Re: Content-Disposition next steps

On 16.12.2010 19:29, Jungshik Shin (신정식, 申政湜) wrote:
>
>
> On Wed, Dec 15, 2010 at 10:58 PM, Maciej Stachowiak <mjs@apple.com
> <mailto:mjs@apple.com>> wrote:
>
>
>     On Dec 15, 2010, at 10:46 PM, Mark Nottingham wrote:
>
>      > Because (if I read the original message correctly -- please
>     correct me if I'm wrong) they're sniffing the UA to do it, and if
>     they do that, they'll presumably adapt their sniffing based upon
>     changes in the browser market (as anyone who sniffs and believes
>     that they don't have to monitor the market tends to get bitten, hard).
>
>
> Yes, gmail sniffs the UA and emits RFC 2047 for Firefox and Chrome and
> RFC 5987 (RFC 2231) for Opera.
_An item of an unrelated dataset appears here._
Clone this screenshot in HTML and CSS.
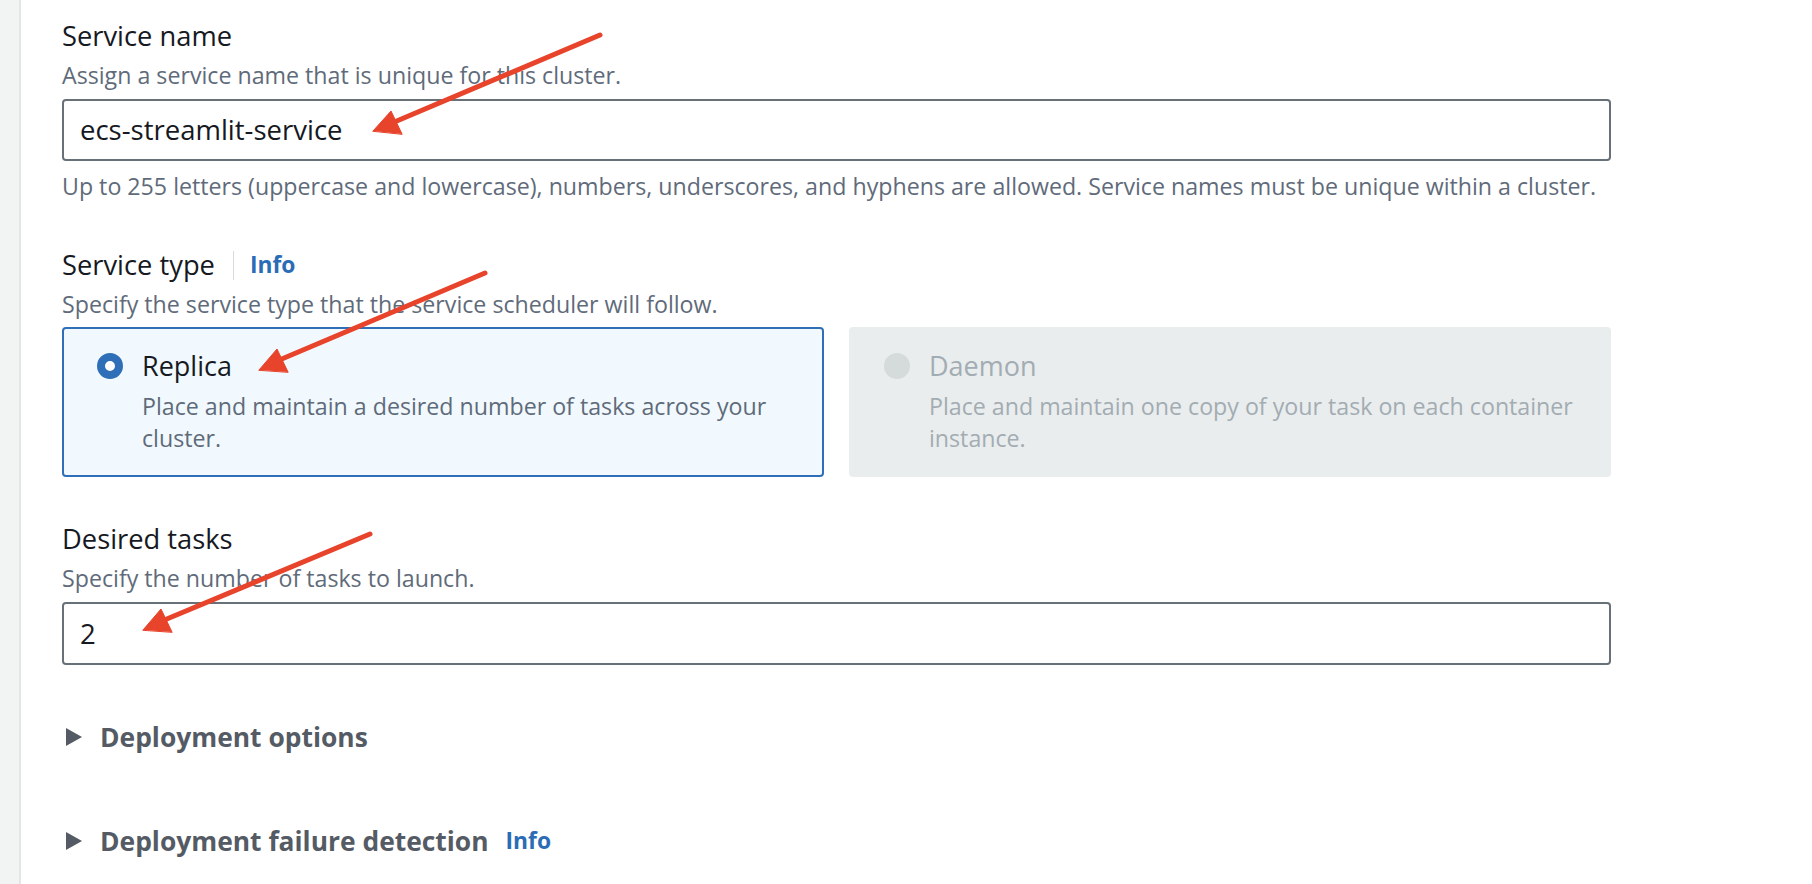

The change to emit RFC 5987 for Opera was
> made rather recently (before that, non-ASCII characters were just tunred
> to question marks for Opera). Anyway, in case of gmail, it's relatively
> easy to make (at least I used to know where the code is and I hope it's
> still there for me to make a quick change).  Some other google products
> just turns non-ASCII characters to question marks for all the UAs (e.g.
> Google Docs) :-)   Obviously, it's a rather embarrasing bug to fix.

That would be great.

Actually, I'd change to emit RFC5987 for all UAs *except* those which do 
not support it yet (IE, Chrome, Safari).

>     Typically in cases like this you want to get sites to change before
>     breaking them. Often it takes surprisingly long for changes like
>     this to get implemented and pushed in a large-scale site, even for a
>     seemingly simple change.
>
>
> Yes, sites have to change before RFC 2047 support is dropped in Chrome
> and Firefox.

Do we happen to know *which* other sites?